## RECORDS TO USE:

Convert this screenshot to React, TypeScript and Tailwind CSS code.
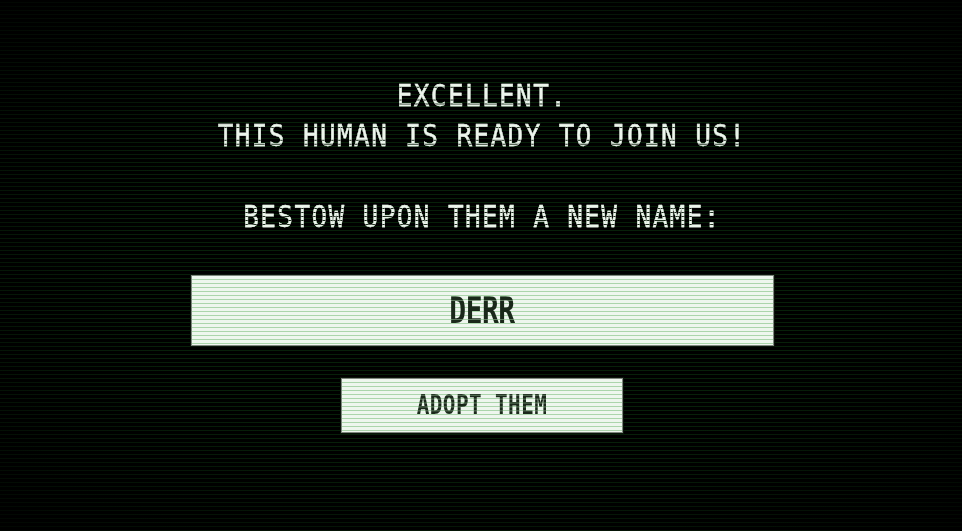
import React from "react";

// Bright phosphor text with dark scanline gaps running through the glyphs
const glowText =
  "bg-[repeating-linear-gradient(to_bottom,#edf6ed_0px,#edf6ed_2.8px,#1c2e1c_2.8px,#1c2e1c_3.5px)] bg-clip-text text-transparent [-webkit-text-stroke:0.3px_#e4efe4]";

// Dark ink on the light panels, with pale scanlines through it
const inkText =
  "bg-[repeating-linear-gradient(to_bottom,#1a281a_0px,#1a281a_2.5px,#5f7a5f_2.5px,#5f7a5f_3px)] bg-clip-text text-transparent";

const panel =
  "border border-[#7d867d] bg-[#eef6ee] bg-[repeating-linear-gradient(to_bottom,#eef6ee_0px,#eef6ee_3px,#abd5ab_3px,#abd5ab_4px)] shadow-[0_0_0_1px_#0b140b]";

export default function App() {
  return (
    <div className="relative h-[531px] w-full overflow-hidden bg-black bg-[repeating-linear-gradient(to_bottom,#000000_0px,#000000_2px,#072109_2px,#072109_3px,#000000_3px,#000000_4px)] font-['DejaVu_Sans_Mono',monospace]">
      <main className="relative z-10 flex flex-col items-center pt-[76px] pl-[2px]">
        <div className="flex origin-top scale-y-[1.15] flex-col items-center text-[26px] leading-[35px] tracking-[1.4px]">
          <p className={glowText}>EXCELLENT.</p>
          <p className={glowText}>THIS HUMAN IS READY TO JOIN US!</p>
          <p className="h-[35px]" />
          <p className={glowText}>BESTOW UPON THEM A NEW NAME:</p>
        </div>

        <div className={`mt-[59px] flex h-[71px] w-[583px] items-center justify-center ${panel}`}>
          <span
            className={`inline-block scale-y-[1.3] text-[28px] font-bold leading-none tracking-[-0.5px] ${inkText}`}
          >
            DERR
          </span>
        </div>

        <button
          type="button"
          className={`mt-[32px] flex h-[55px] w-[282px] items-center justify-center ${panel}`}
        >
          <span
            className={`inline-block scale-y-[1.3] text-[21px] font-bold leading-none tracking-[0.4px] ${inkText}`}
          >
            ADOPT THEM
          </span>
        </button>
      </main>

      {/* tube vignette */}
      <div className="pointer-events-none absolute inset-0 z-20 bg-[radial-gradient(ellipse_at_center,rgba(0,0,0,0)_50%,rgba(0,0,0,0.8)_100%)]" />
    </div>
  );
}
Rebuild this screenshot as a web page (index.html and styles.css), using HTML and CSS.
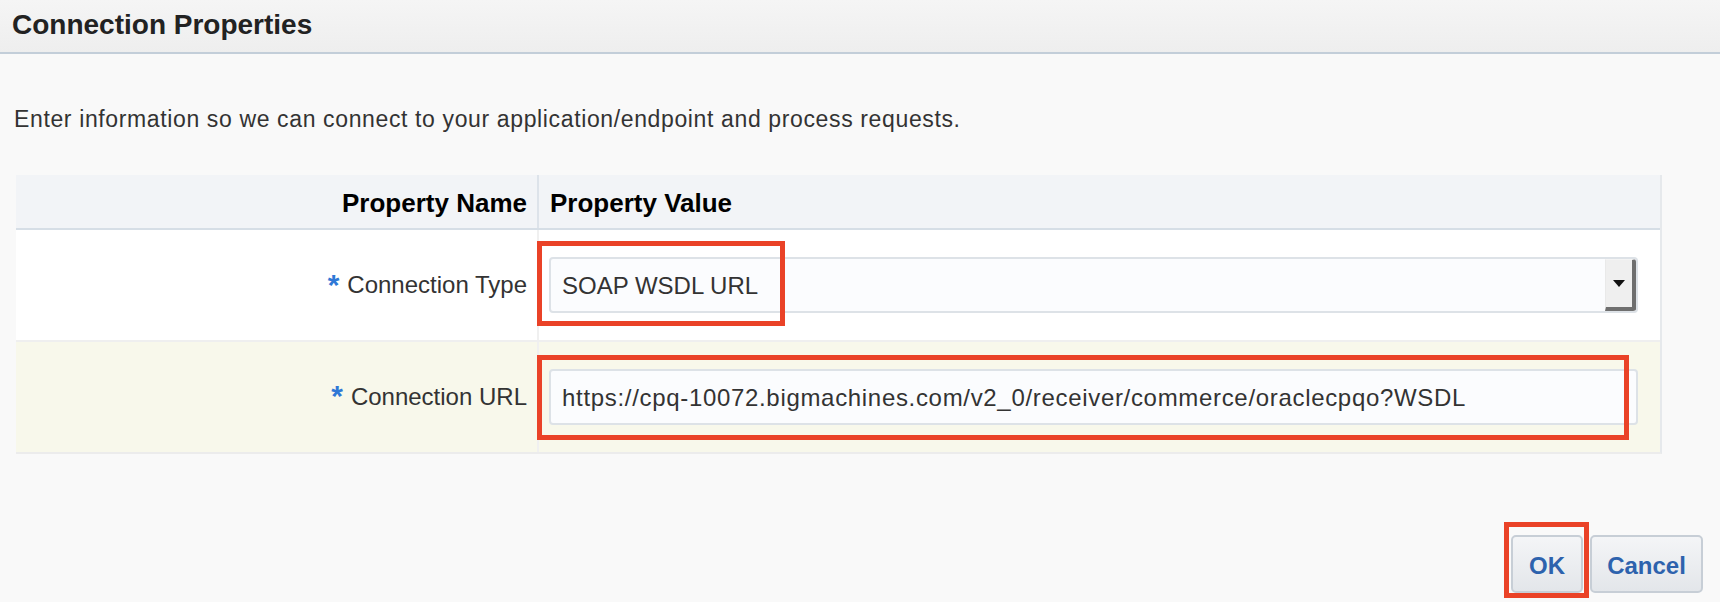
FILE: index.html
```html
<!DOCTYPE html>
<html lang="en">
<head>
<meta charset="utf-8">
<title>Connection Properties</title>
<link rel="stylesheet" href="styles.css">
</head>
<body>
<header class="header">
  <h1 class="title">Connection Properties</h1>
</header>
<main class="content">
  <p class="intro">Enter information so we can connect to your application/endpoint and process requests.</p>
  <div class="props">
    <div class="row head">
      <div class="cell name">Property Name</div>
      <div class="cell value">Property Value</div>
    </div>
    <div class="row body">
      <div class="cell name"><span class="req">*</span>Connection Type</div>
      <div class="cell value">
        <div class="select">
          <span class="select-text">SOAP WSDL URL</span>
          <span class="select-btn"><span class="arrow"></span></span>
        </div>
        <span class="mark mark-type"></span>
      </div>
    </div>
    <div class="row body alt">
      <div class="cell name"><span class="req">*</span>Connection URL</div>
      <div class="cell value">
        <div class="input">https://cpq-10072.bigmachines.com/v2_0/receiver/commerce/oraclecpqo?WSDL</div>
        <span class="mark mark-url"></span>
      </div>
    </div>
  </div>
  <div class="actions">
    <div class="btn-wrap">
      <button class="btn btn-ok">OK</button>
      <span class="mark mark-ok"></span>
    </div>
    <button class="btn btn-cancel">Cancel</button>
  </div>
</main>
</body>
</html>
```

FILE: styles.css
```css
* { box-sizing: border-box; }

html, body {
  margin: 0;
  padding: 0;
}

body {
  width: 1720px;
  height: 602px;
  overflow: hidden;
  background: #f9f9f9;
  font-family: "Liberation Sans", Arial, sans-serif;
  color: #333;
}

.header {
  height: 54px;
  padding: 11px 0 0 12px;
  background: linear-gradient(#f5f5f5, #eeeeee);
  border-bottom: 2px solid #c3ced9;
}

.title {
  margin: 0;
  font-size: 28px;
  line-height: 28px;
  font-weight: bold;
  color: #222;
}

.content {
  padding: 0;
}

.intro {
  margin: 0;
  padding: 54px 0 0 14px;
  font-size: 23px;
  line-height: 22px;
  letter-spacing: 0.63px;
  color: #333;
}

.props {
  margin: 45px 0 0 16px;
  width: 1646px;
  border-right: 2px solid #e6e9ec;
  border-bottom: 2px solid #ececec;
}

.row {
  display: flex;
}

.row.head {
  height: 55px;
  background: #f2f4f7;
  border-bottom: 2px solid #d6dee6;
  font-size: 26px;
  font-weight: bold;
  color: #000;
}

.row.body {
  height: 112px;
  background: #ffffff;
  border-bottom: 2px solid #efefef;
  font-size: 24px;
}

.row.body.alt {
  background: #f8f8eb;
  border-bottom: 0;
  height: 110px;
}

.cell {
  display: flex;
  align-items: center;
}

.cell.name {
  width: 523px;
  justify-content: flex-end;
  padding-right: 10px;
  border-right: 2px solid #f0f0f0;
  white-space: nowrap;
}

.row.head .cell.name {
  border-right-color: #dde3ea;
  padding-top: 3px;
}

.row.head .cell.value {
  padding-left: 11px;
  padding-top: 3px;
}

.cell.value {
  flex: 1;
  position: relative;
  padding: 0 22px 0 10px;
}

.req {
  color: #2f78d6;
  font-weight: bold;
  font-size: 30px;
  line-height: 1;
  align-self: flex-start;
  margin-top: 40px;
  margin-right: 8px;
}

.row.body.alt .req {
  margin-top: 39px;
}

.select,
.input {
  width: 100%;
  height: 56px;
  background: #fbfcfe;
  border: 2px solid #dde2e7;
  border-radius: 4px;
  color: #333;
  font-size: 24px;
  display: flex;
  align-items: center;
  padding-left: 11px;
}

.select {
  padding-right: 0;
  justify-content: space-between;
}

.select-text {
  padding-top: 1px;
}

.select-btn {
  width: 31px;
  height: 52px;
  background: #efefef;
  border-top: 1px solid #f4f4f4;
  border-left: 1px solid #e9e9e9;
  border-right: 4px solid #6f6f6f;
  border-bottom: 4px solid #6f6f6f;
  border-radius: 0 3px 3px 0;
  display: flex;
  align-items: center;
  justify-content: center;
}

.arrow {
  width: 0;
  height: 0;
  border-left: 6px solid transparent;
  border-right: 6px solid transparent;
  border-top: 7px solid #111;
}

.input {
  padding-top: 1px;
  letter-spacing: 0.68px;
}

.mark {
  position: absolute;
  border: 5px solid #ea4227;
  pointer-events: none;
}

.mark-type {
  left: -2px;
  top: 11px;
  width: 248px;
  height: 85px;
}

.mark-url {
  left: -2px;
  top: 13px;
  width: 1092px;
  height: 85px;
}

.actions {
  display: flex;
  justify-content: flex-end;
  gap: 7px;
  margin-top: 81px;
  padding-right: 17px;
}

.btn-wrap {
  position: relative;
}

.btn {
  height: 58px;
  margin: 0;
  padding: 3px 0 0;
  background: linear-gradient(#f4f5f7, #e3e6ea);
  border: 2px solid #c7ced6;
  border-radius: 5px;
  color: #2d62ad;
  font-family: "Liberation Sans", Arial, sans-serif;
  font-size: 24px;
  font-weight: bold;
  display: block;
}

.btn-ok {
  width: 72px;
}

.btn-cancel {
  width: 113px;
}

.mark-ok {
  left: -7px;
  top: -13px;
  width: 85px;
  height: 76px;
}
```
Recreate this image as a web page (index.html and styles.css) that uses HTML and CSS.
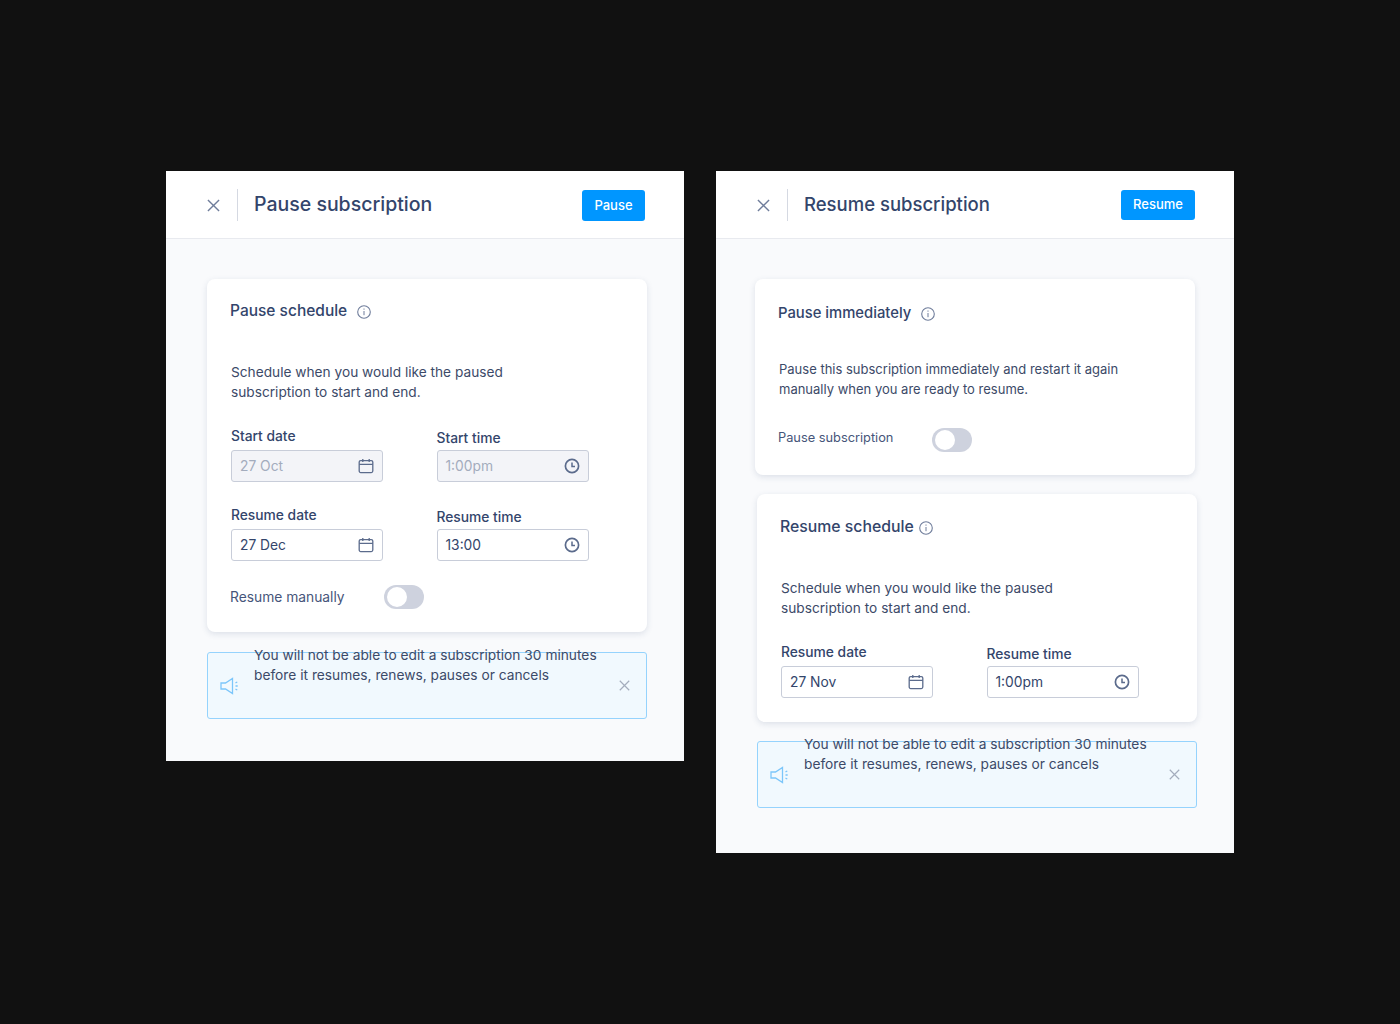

## WHAT THIS TASK INVOLVES:
Leave out the pictures and give the listing above again exactly.

## FINAL ANSWER:
Convert this screenshot to React, TypeScript and Tailwind CSS code.
import React from "react";

// Bright phosphor text with dark scanline gaps running through the glyphs
const glowText =
  "bg-[repeating-linear-gradient(to_bottom,#edf6ed_0px,#edf6ed_2.8px,#1c2e1c_2.8px,#1c2e1c_3.5px)] bg-clip-text text-transparent [-webkit-text-stroke:0.3px_#e4efe4]";

// Dark ink on the light panels, with pale scanlines through it
const inkText =
  "bg-[repeating-linear-gradient(to_bottom,#1a281a_0px,#1a281a_2.5px,#5f7a5f_2.5px,#5f7a5f_3px)] bg-clip-text text-transparent";

const panel =
  "border border-[#7d867d] bg-[#eef6ee] bg-[repeating-linear-gradient(to_bottom,#eef6ee_0px,#eef6ee_3px,#abd5ab_3px,#abd5ab_4px)] shadow-[0_0_0_1px_#0b140b]";

export default function App() {
  return (
    <div className="relative h-[531px] w-full overflow-hidden bg-black bg-[repeating-linear-gradient(to_bottom,#000000_0px,#000000_2px,#072109_2px,#072109_3px,#000000_3px,#000000_4px)] font-['DejaVu_Sans_Mono',monospace]">
      <main className="relative z-10 flex flex-col items-center pt-[76px] pl-[2px]">
        <div className="flex origin-top scale-y-[1.15] flex-col items-center text-[26px] leading-[35px] tracking-[1.4px]">
          <p className={glowText}>EXCELLENT.</p>
          <p className={glowText}>THIS HUMAN IS READY TO JOIN US!</p>
          <p className="h-[35px]" />
          <p className={glowText}>BESTOW UPON THEM A NEW NAME:</p>
        </div>

        <div className={`mt-[59px] flex h-[71px] w-[583px] items-center justify-center ${panel}`}>
          <span
            className={`inline-block scale-y-[1.3] text-[28px] font-bold leading-none tracking-[-0.5px] ${inkText}`}
          >
            DERR
          </span>
        </div>

        <button
          type="button"
          className={`mt-[32px] flex h-[55px] w-[282px] items-center justify-center ${panel}`}
        >
          <span
            className={`inline-block scale-y-[1.3] text-[21px] font-bold leading-none tracking-[0.4px] ${inkText}`}
          >
            ADOPT THEM
          </span>
        </button>
      </main>

      {/* tube vignette */}
      <div className="pointer-events-none absolute inset-0 z-20 bg-[radial-gradient(ellipse_at_center,rgba(0,0,0,0)_50%,rgba(0,0,0,0.8)_100%)]" />
    </div>
  );
}
Rebuild this screenshot as a web page (index.html and styles.css), using HTML and CSS.
FILE: index.html
```html
<!DOCTYPE html>
<html lang="en">
<head>
<meta charset="utf-8">
<title>Connection Properties</title>
<link rel="stylesheet" href="styles.css">
</head>
<body>
<header class="header">
  <h1 class="title">Connection Properties</h1>
</header>
<main class="content">
  <p class="intro">Enter information so we can connect to your application/endpoint and process requests.</p>
  <div class="props">
    <div class="row head">
      <div class="cell name">Property Name</div>
      <div class="cell value">Property Value</div>
    </div>
    <div class="row body">
      <div class="cell name"><span class="req">*</span>Connection Type</div>
      <div class="cell value">
        <div class="select">
          <span class="select-text">SOAP WSDL URL</span>
          <span class="select-btn"><span class="arrow"></span></span>
        </div>
        <span class="mark mark-type"></span>
      </div>
    </div>
    <div class="row body alt">
      <div class="cell name"><span class="req">*</span>Connection URL</div>
      <div class="cell value">
        <div class="input">https://cpq-10072.bigmachines.com/v2_0/receiver/commerce/oraclecpqo?WSDL</div>
        <span class="mark mark-url"></span>
      </div>
    </div>
  </div>
  <div class="actions">
    <div class="btn-wrap">
      <button class="btn btn-ok">OK</button>
      <span class="mark mark-ok"></span>
    </div>
    <button class="btn btn-cancel">Cancel</button>
  </div>
</main>
</body>
</html>
```

FILE: styles.css
```css
* { box-sizing: border-box; }

html, body {
  margin: 0;
  padding: 0;
}

body {
  width: 1720px;
  height: 602px;
  overflow: hidden;
  background: #f9f9f9;
  font-family: "Liberation Sans", Arial, sans-serif;
  color: #333;
}

.header {
  height: 54px;
  padding: 11px 0 0 12px;
  background: linear-gradient(#f5f5f5, #eeeeee);
  border-bottom: 2px solid #c3ced9;
}

.title {
  margin: 0;
  font-size: 28px;
  line-height: 28px;
  font-weight: bold;
  color: #222;
}

.content {
  padding: 0;
}

.intro {
  margin: 0;
  padding: 54px 0 0 14px;
  font-size: 23px;
  line-height: 22px;
  letter-spacing: 0.63px;
  color: #333;
}

.props {
  margin: 45px 0 0 16px;
  width: 1646px;
  border-right: 2px solid #e6e9ec;
  border-bottom: 2px solid #ececec;
}

.row {
  display: flex;
}

.row.head {
  height: 55px;
  background: #f2f4f7;
  border-bottom: 2px solid #d6dee6;
  font-size: 26px;
  font-weight: bold;
  color: #000;
}

.row.body {
  height: 112px;
  background: #ffffff;
  border-bottom: 2px solid #efefef;
  font-size: 24px;
}

.row.body.alt {
  background: #f8f8eb;
  border-bottom: 0;
  height: 110px;
}

.cell {
  display: flex;
  align-items: center;
}

.cell.name {
  width: 523px;
  justify-content: flex-end;
  padding-right: 10px;
  border-right: 2px solid #f0f0f0;
  white-space: nowrap;
}

.row.head .cell.name {
  border-right-color: #dde3ea;
  padding-top: 3px;
}

.row.head .cell.value {
  padding-left: 11px;
  padding-top: 3px;
}

.cell.value {
  flex: 1;
  position: relative;
  padding: 0 22px 0 10px;
}

.req {
  color: #2f78d6;
  font-weight: bold;
  font-size: 30px;
  line-height: 1;
  align-self: flex-start;
  margin-top: 40px;
  margin-right: 8px;
}

.row.body.alt .req {
  margin-top: 39px;
}

.select,
.input {
  width: 100%;
  height: 56px;
  background: #fbfcfe;
  border: 2px solid #dde2e7;
  border-radius: 4px;
  color: #333;
  font-size: 24px;
  display: flex;
  align-items: center;
  padding-left: 11px;
}

.select {
  padding-right: 0;
  justify-content: space-between;
}

.select-text {
  padding-top: 1px;
}

.select-btn {
  width: 31px;
  height: 52px;
  background: #efefef;
  border-top: 1px solid #f4f4f4;
  border-left: 1px solid #e9e9e9;
  border-right: 4px solid #6f6f6f;
  border-bottom: 4px solid #6f6f6f;
  border-radius: 0 3px 3px 0;
  display: flex;
  align-items: center;
  justify-content: center;
}

.arrow {
  width: 0;
  height: 0;
  border-left: 6px solid transparent;
  border-right: 6px solid transparent;
  border-top: 7px solid #111;
}

.input {
  padding-top: 1px;
  letter-spacing: 0.68px;
}

.mark {
  position: absolute;
  border: 5px solid #ea4227;
  pointer-events: none;
}

.mark-type {
  left: -2px;
  top: 11px;
  width: 248px;
  height: 85px;
}

.mark-url {
  left: -2px;
  top: 13px;
  width: 1092px;
  height: 85px;
}

.actions {
  display: flex;
  justify-content: flex-end;
  gap: 7px;
  margin-top: 81px;
  padding-right: 17px;
}

.btn-wrap {
  position: relative;
}

.btn {
  height: 58px;
  margin: 0;
  padding: 3px 0 0;
  background: linear-gradient(#f4f5f7, #e3e6ea);
  border: 2px solid #c7ced6;
  border-radius: 5px;
  color: #2d62ad;
  font-family: "Liberation Sans", Arial, sans-serif;
  font-size: 24px;
  font-weight: bold;
  display: block;
}

.btn-ok {
  width: 72px;
}

.btn-cancel {
  width: 113px;
}

.mark-ok {
  left: -7px;
  top: -13px;
  width: 85px;
  height: 76px;
}
```
Recreate this image as a web page (index.html and styles.css) that uses HTML and CSS.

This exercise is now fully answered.